Created on 2020-01-09 by the reprex package (v0.3.0.9000)

1 Like

great! many thanks for your help
But if at the end of the script I write View(sample_data) I see again only two columns. How can I obtain a View of one column for each parameter?

Best

tidyverse functions do not perform in-place modifications, they create a new data frame instead, if you want changes to persist, you have to explicitly assign them to an object (it could be the same one of you want to override).

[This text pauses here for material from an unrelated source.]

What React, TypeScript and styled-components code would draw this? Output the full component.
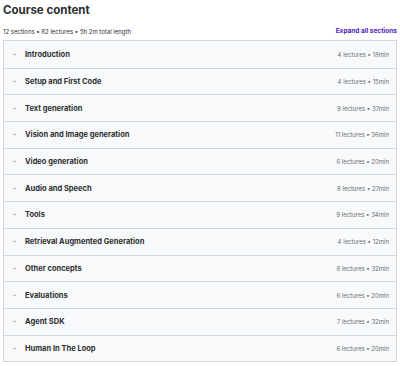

new_dataframe <- sample_data %>%
    separate_rows(parameters, sep = ",") %>% 
    separate(parameters, c("parameter", "value"), sep = "=>") %>%
    drop_na() %>% 
    mutate_if(is.character, ~str_remove_all(., "[\\\"\\s]")) %>% 
    mutate(value = as.numeric(value)) %>% 
    pivot_wider(id_cols = id, names_from = parameter, values_from = value)
2 Likes

I'm sorry, I have another question for you:
I need to make a pie chart with the % of the count of ID per each parameters, for example:
For the Pr = 1, I have 3000 id and I need to represent the % in a pie chart, respect to other values.
For the Pr = 2, I have 4500 id etc......

I have used pie() and also ggplot2 but it doesn't work...How can I do?
Thanks again

This is a very different question, we like to keep things tidy around here, so please ask this on a new topic and don't forget to provide a REPRoducible EXample (reprex) for your new question.

1 Like

Hi, I have a question regarding the json parsing for which you have helped me.

In this step:
sample_data %>%
separate_rows(parsed_parameters, sep = ",") %>%
separate(parsed_parameters, c("parsed_parameters", "value"), sep = "=>") %>%
drop_na() %>%
mutate_if(is.character, ~str_remove_all(., "[\"\s]")) %>%
mutate(value = as.numeric(value)) %>%
pivot_wider(id_cols = id, names_from = parsed_parameters, values_from = value)
view(sample_data)

new_dataframe <- sample_data %>%
separate_rows(parsed_parameters, sep = ",") %>%
separate(parsed_parameters, c("parsed_parameters", "value"), sep = "=>") %>%
drop_na() %>%
mutate_if(is.character, ~str_remove_all(., "[\"\s]")) %>%
mutate(value = as.numeric(value)) %>%
pivot_wider(id_cols = id, names_from = parsed_parameters, values_from = value)

I have noted that the columns which contain timestamp or character are not well parsed for example the parameter BMO or DOFU. they contain na but it is not correct.

How can I see every value?

Thanks in advance
Giada

The sample data is no longer available at the link you provided so I don't have data to work with.